What is expected: Exactly repeat the material, dropping only the pictures.

Data provided:

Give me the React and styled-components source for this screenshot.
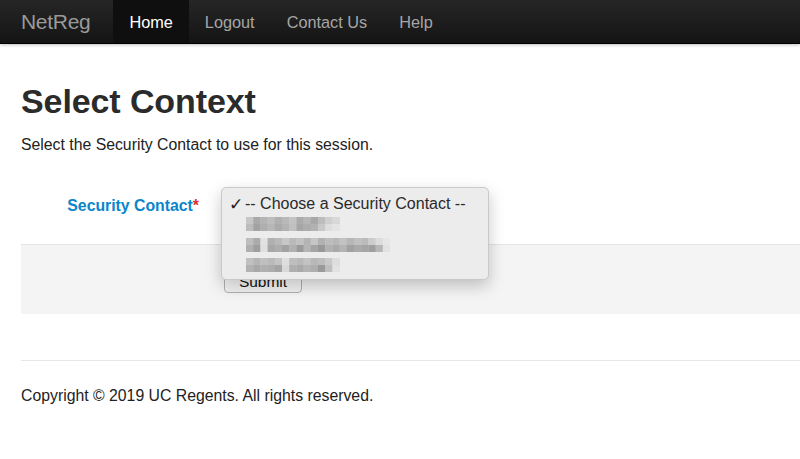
import React from "react";
import styled, { createGlobalStyle } from "styled-components";

const GlobalStyle = createGlobalStyle`
  html, body { margin: 0; padding: 0; background: #fff; }
  body {
    font-family: "Liberation Sans", Arial, Helvetica, sans-serif;
    color: #333;
    overflow: hidden;
  }
  * { box-sizing: border-box; }
`;

const Navbar = styled.nav`
  height: 44px;
  display: flex;
  align-items: stretch;
  background: linear-gradient(to bottom, #262626, #141414);
  border-bottom: 1px solid #000;
  box-shadow: 0 1px 3px rgba(0, 0, 0, 0.25);
`;

const Brand = styled.a`
  display: flex;
  align-items: center;
  padding: 0 23px 0 21px;
  font-size: 21px;
  font-weight: 300;
  color: #9a9a9a;
  letter-spacing: -0.3px;
  text-decoration: none;
`;

const NavItem = styled.a`
  display: flex;
  align-items: center;
  padding: 1px 16px 0;
  font-size: 16.3px;
  color: ${(p) => (p.$active ? "#fff" : "#a6a6a6")};
  background: ${(p) => (p.$active ? "#0f0f0f" : "transparent")};
  text-decoration: none;
`;

const Main = styled.main`
  padding-left: 21px;
`;

const Title = styled.h1`
  margin: 37px 0 0;
  font-size: 34px;
  line-height: 40px;
  font-weight: bold;
  color: #2b2b2b;
  letter-spacing: -0.1px;
`;

const Lead = styled.p`
  margin: 14px 0 0;
  font-size: 15.8px;
  line-height: 20px;
  color: #222;
`;

const Form = styled.form`
  margin-top: 30px;
`;

const ControlGroup = styled.div`
  display: flex;
  align-items: flex-start;
  height: 59px;
`;

const Label = styled.label`
  width: 178px;
  text-align: right;
  font-size: 15.8px;
  font-weight: bold;
  color: #0a85cc;
  line-height: 20px;
  padding-top: 11px;
`;

const Req = styled.span`
  color: #d9302c;
`;

const Controls = styled.div`
  position: relative;
  margin-left: 25px;
`;

const Popup = styled.div`
  position: absolute;
  left: -3px;
  top: 2px;
  z-index: 5;
  width: 268px;
  height: 93px;
  padding-top: 5px;
  background: #ececec;
  border: 1px solid #c9c9c9;
  border-radius: 5px;
  box-shadow: 0 6px 16px rgba(0, 0, 0, 0.22);
`;

const Option = styled.div`
  display: flex;
  align-items: center;
  height: 21px;
  padding: 1px 0 0 7px;
  font-size: 16px;
  color: #2a2a2a;
`;

const Check = styled.span`
  width: 16px;
  font-size: 17px;
  font-family: "DejaVu Sans", sans-serif;
  color: #222;
`;

const BlurRow = styled.div`
  height: 20.5px;
  padding-left: 24px;
  display: flex;
  align-items: center;
  filter: blur(0.4px);
`;

const FormActions = styled.div`
  height: 70px;
  background: #f4f4f4;
  border-top: 1px solid #e4e4e4;
  padding: 25px 0 0 203px;
`;

const SubmitButton = styled.button`
  width: 78px;
  height: 23px;
  font-family: "Liberation Sans", Arial, sans-serif;
  font-size: 15.5px;
  color: #111;
  background: linear-gradient(#fff, #f0f0f0);
  border: 1px solid #b0b0b0;
  border-radius: 4px;
  padding: 0;
`;

const Rule = styled.hr`
  margin: 46px 0 0;
  border: 0;
  border-top: 1px solid #e8e8e8;
`;

const Footer = styled.footer`
  margin-top: 25px;
  font-size: 15.8px;
  line-height: 20px;
  color: #222;
`;

const rows = [
  [
    ["#c6c6c6", "#a9a9a9", "#b4b4b4", "#bdbdbd", "#b0b0b0", "#b9b9b9", "#c3c3c3", "#ababab", "#b6b6b6", "#a8a8a8", "#bcbcbc", "#cfcfcf", "#d8d8d8"],
    ["#bcbcbc", "#a2a2a2", "#afafaf", "#b7b7b7", "#aaaaaa", "#b3b3b3", "#c0c0c0", "#a6a6a6", "#adadad", "#b2b2b2", "#c8c8c8", "#dddddd", "#e4e4e4"],
  ],
  [
    ["#bdbdbd", "#ababab", "#e2e2e2", "#b0b0b0", "#b9b9b9", "#c7c7c7", "#bababa", "#c2c2c2", "#b4b4b4", "#c6c6c6", "#b1b1b1", "#bcbcbc", "#b8b8b8", "#c2c2c2", "#b6b6b6", "#c0c0c0", "#bbbbbb", "#cccccc", "#dcdcdc", "#e6e6e6"],
    ["#b0b0b0", "#9e9e9e", "#e0e0e0", "#a7a7a7", "#adadad", "#a2a2a2", "#b1b1b1", "#9a9a9a", "#b5b5b5", "#a4a4a4", "#989898", "#b1b1b1", "#a9a9a9", "#b4b4b4", "#a1a1a1", "#aaaaaa", "#a5a5a5", "#9f9f9f", "#b7b7b7", "#e2e2e2"],
  ],
  [
    ["#c0c0c0", "#b5b5b5", "#bfbfbf", "#bababa", "#c4c4c4", "#dedede", "#bebebe", "#b9b9b9", "#c3c3c3", "#b8b8b8", "#bdbdbd", "#c9c9c9", "#dddddd"],
    ["#b2b2b2", "#a8a8a8", "#b0b0b0", "#adadad", "#a4a4a4", "#d9d9d9", "#afafaf", "#a9a9a9", "#b3b3b3", "#aeaeae", "#9a9a9a", "#bfbfbf", "#e2e2e2"],
  ],
];

function Pixelated({ data }) {
  const w = 7.2;
  const h = 7;
  const width = Math.ceil(Math.max(...data.map((r) => r.length)) * w);
  return (
    <svg width={width} height={h * 2} viewBox={`0 0 ${width} ${h * 2}`}>
      {data.map((row, ri) =>
        row.map((c, ci) => (
          <rect key={`${ri}-${ci}`} x={ci * w} y={ri * h} width={w + 0.3} height={h} fill={c} />
        ))
      )}
    </svg>
  );
}

export default function App() {
  return (
    <>
      <GlobalStyle />
      <Navbar>
        <Brand>NetReg</Brand>
        <NavItem $active>Home</NavItem>
        <NavItem>Logout</NavItem>
        <NavItem>Contact Us</NavItem>
        <NavItem>Help</NavItem>
      </Navbar>
      <Main>
        <Title>Select Context</Title>
        <Lead>Select the Security Contact to use for this session.</Lead>
        <Form>
          <ControlGroup>
            <Label>
              Security Contact<Req>*</Req>
            </Label>
            <Controls>
              <Popup>
                <Option>
                  <Check>✓</Check>-- Choose a Security Contact --
                </Option>
                {rows.map((r, i) => (
                  <BlurRow key={i}>
                    <Pixelated data={r} />
                  </BlurRow>
                ))}
              </Popup>
            </Controls>
          </ControlGroup>
          <FormActions>
            <SubmitButton type="button">Submit</SubmitButton>
          </FormActions>
        </Form>
        <Rule />
        <Footer>Copyright © 2019 UC Regents. All rights reserved.</Footer>
      </Main>
    </>
  );
}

The completed task:
Give me the React and styled-components source for this screenshot.
import React from "react";
import styled, { createGlobalStyle } from "styled-components";

const GlobalStyle = createGlobalStyle`
  html, body { margin: 0; padding: 0; background: #fff; }
  body {
    font-family: "Liberation Sans", Arial, Helvetica, sans-serif;
    color: #333;
    overflow: hidden;
  }
  * { box-sizing: border-box; }
`;

const Navbar = styled.nav`
  height: 44px;
  display: flex;
  align-items: stretch;
  background: linear-gradient(to bottom, #262626, #141414);
  border-bottom: 1px solid #000;
  box-shadow: 0 1px 3px rgba(0, 0, 0, 0.25);
`;

const Brand = styled.a`
  display: flex;
  align-items: center;
  padding: 0 23px 0 21px;
  font-size: 21px;
  font-weight: 300;
  color: #9a9a9a;
  letter-spacing: -0.3px;
  text-decoration: none;
`;

const NavItem = styled.a`
  display: flex;
  align-items: center;
  padding: 1px 16px 0;
  font-size: 16.3px;
  color: ${(p) => (p.$active ? "#fff" : "#a6a6a6")};
  background: ${(p) => (p.$active ? "#0f0f0f" : "transparent")};
  text-decoration: none;
`;

const Main = styled.main`
  padding-left: 21px;
`;

const Title = styled.h1`
  margin: 37px 0 0;
  font-size: 34px;
  line-height: 40px;
  font-weight: bold;
  color: #2b2b2b;
  letter-spacing: -0.1px;
`;

const Lead = styled.p`
  margin: 14px 0 0;
  font-size: 15.8px;
  line-height: 20px;
  color: #222;
`;

const Form = styled.form`
  margin-top: 30px;
`;

const ControlGroup = styled.div`
  display: flex;
  align-items: flex-start;
  height: 59px;
`;

const Label = styled.label`
  width: 178px;
  text-align: right;
  font-size: 15.8px;
  font-weight: bold;
  color: #0a85cc;
  line-height: 20px;
  padding-top: 11px;
`;

const Req = styled.span`
  color: #d9302c;
`;

const Controls = styled.div`
  position: relative;
  margin-left: 25px;
`;

const Popup = styled.div`
  position: absolute;
  left: -3px;
  top: 2px;
  z-index: 5;
  width: 268px;
  height: 93px;
  padding-top: 5px;
  background: #ececec;
  border: 1px solid #c9c9c9;
  border-radius: 5px;
  box-shadow: 0 6px 16px rgba(0, 0, 0, 0.22);
`;

const Option = styled.div`
  display: flex;
  align-items: center;
  height: 21px;
  padding: 1px 0 0 7px;
  font-size: 16px;
  color: #2a2a2a;
`;

const Check = styled.span`
  width: 16px;
  font-size: 17px;
  font-family: "DejaVu Sans", sans-serif;
  color: #222;
`;

const BlurRow = styled.div`
  height: 20.5px;
  padding-left: 24px;
  display: flex;
  align-items: center;
  filter: blur(0.4px);
`;

const FormActions = styled.div`
  height: 70px;
  background: #f4f4f4;
  border-top: 1px solid #e4e4e4;
  padding: 25px 0 0 203px;
`;

const SubmitButton = styled.button`
  width: 78px;
  height: 23px;
  font-family: "Liberation Sans", Arial, sans-serif;
  font-size: 15.5px;
  color: #111;
  background: linear-gradient(#fff, #f0f0f0);
  border: 1px solid #b0b0b0;
  border-radius: 4px;
  padding: 0;
`;

const Rule = styled.hr`
  margin: 46px 0 0;
  border: 0;
  border-top: 1px solid #e8e8e8;
`;

const Footer = styled.footer`
  margin-top: 25px;
  font-size: 15.8px;
  line-height: 20px;
  color: #222;
`;

const rows = [
  [
    ["#c6c6c6", "#a9a9a9", "#b4b4b4", "#bdbdbd", "#b0b0b0", "#b9b9b9", "#c3c3c3", "#ababab", "#b6b6b6", "#a8a8a8", "#bcbcbc", "#cfcfcf", "#d8d8d8"],
    ["#bcbcbc", "#a2a2a2", "#afafaf", "#b7b7b7", "#aaaaaa", "#b3b3b3", "#c0c0c0", "#a6a6a6", "#adadad", "#b2b2b2", "#c8c8c8", "#dddddd", "#e4e4e4"],
  ],
  [
    ["#bdbdbd", "#ababab", "#e2e2e2", "#b0b0b0", "#b9b9b9", "#c7c7c7", "#bababa", "#c2c2c2", "#b4b4b4", "#c6c6c6", "#b1b1b1", "#bcbcbc", "#b8b8b8", "#c2c2c2", "#b6b6b6", "#c0c0c0", "#bbbbbb", "#cccccc", "#dcdcdc", "#e6e6e6"],
    ["#b0b0b0", "#9e9e9e", "#e0e0e0", "#a7a7a7", "#adadad", "#a2a2a2", "#b1b1b1", "#9a9a9a", "#b5b5b5", "#a4a4a4", "#989898", "#b1b1b1", "#a9a9a9", "#b4b4b4", "#a1a1a1", "#aaaaaa", "#a5a5a5", "#9f9f9f", "#b7b7b7", "#e2e2e2"],
  ],
  [
    ["#c0c0c0", "#b5b5b5", "#bfbfbf", "#bababa", "#c4c4c4", "#dedede", "#bebebe", "#b9b9b9", "#c3c3c3", "#b8b8b8", "#bdbdbd", "#c9c9c9", "#dddddd"],
    ["#b2b2b2", "#a8a8a8", "#b0b0b0", "#adadad", "#a4a4a4", "#d9d9d9", "#afafaf", "#a9a9a9", "#b3b3b3", "#aeaeae", "#9a9a9a", "#bfbfbf", "#e2e2e2"],
  ],
];

function Pixelated({ data }) {
  const w = 7.2;
  const h = 7;
  const width = Math.ceil(Math.max(...data.map((r) => r.length)) * w);
  return (
    <svg width={width} height={h * 2} viewBox={`0 0 ${width} ${h * 2}`}>
      {data.map((row, ri) =>
        row.map((c, ci) => (
          <rect key={`${ri}-${ci}`} x={ci * w} y={ri * h} width={w + 0.3} height={h} fill={c} />
        ))
      )}
    </svg>
  );
}

export default function App() {
  return (
    <>
      <GlobalStyle />
      <Navbar>
        <Brand>NetReg</Brand>
        <NavItem $active>Home</NavItem>
        <NavItem>Logout</NavItem>
        <NavItem>Contact Us</NavItem>
        <NavItem>Help</NavItem>
      </Navbar>
      <Main>
        <Title>Select Context</Title>
        <Lead>Select the Security Contact to use for this session.</Lead>
        <Form>
          <ControlGroup>
            <Label>
              Security Contact<Req>*</Req>
            </Label>
            <Controls>
              <Popup>
                <Option>
                  <Check>✓</Check>-- Choose a Security Contact --
                </Option>
                {rows.map((r, i) => (
                  <BlurRow key={i}>
                    <Pixelated data={r} />
                  </BlurRow>
                ))}
              </Popup>
            </Controls>
          </ControlGroup>
          <FormActions>
            <SubmitButton type="button">Submit</SubmitButton>
          </FormActions>
        </Form>
        <Rule />
        <Footer>Copyright © 2019 UC Regents. All rights reserved.</Footer>
      </Main>
    </>
  );
}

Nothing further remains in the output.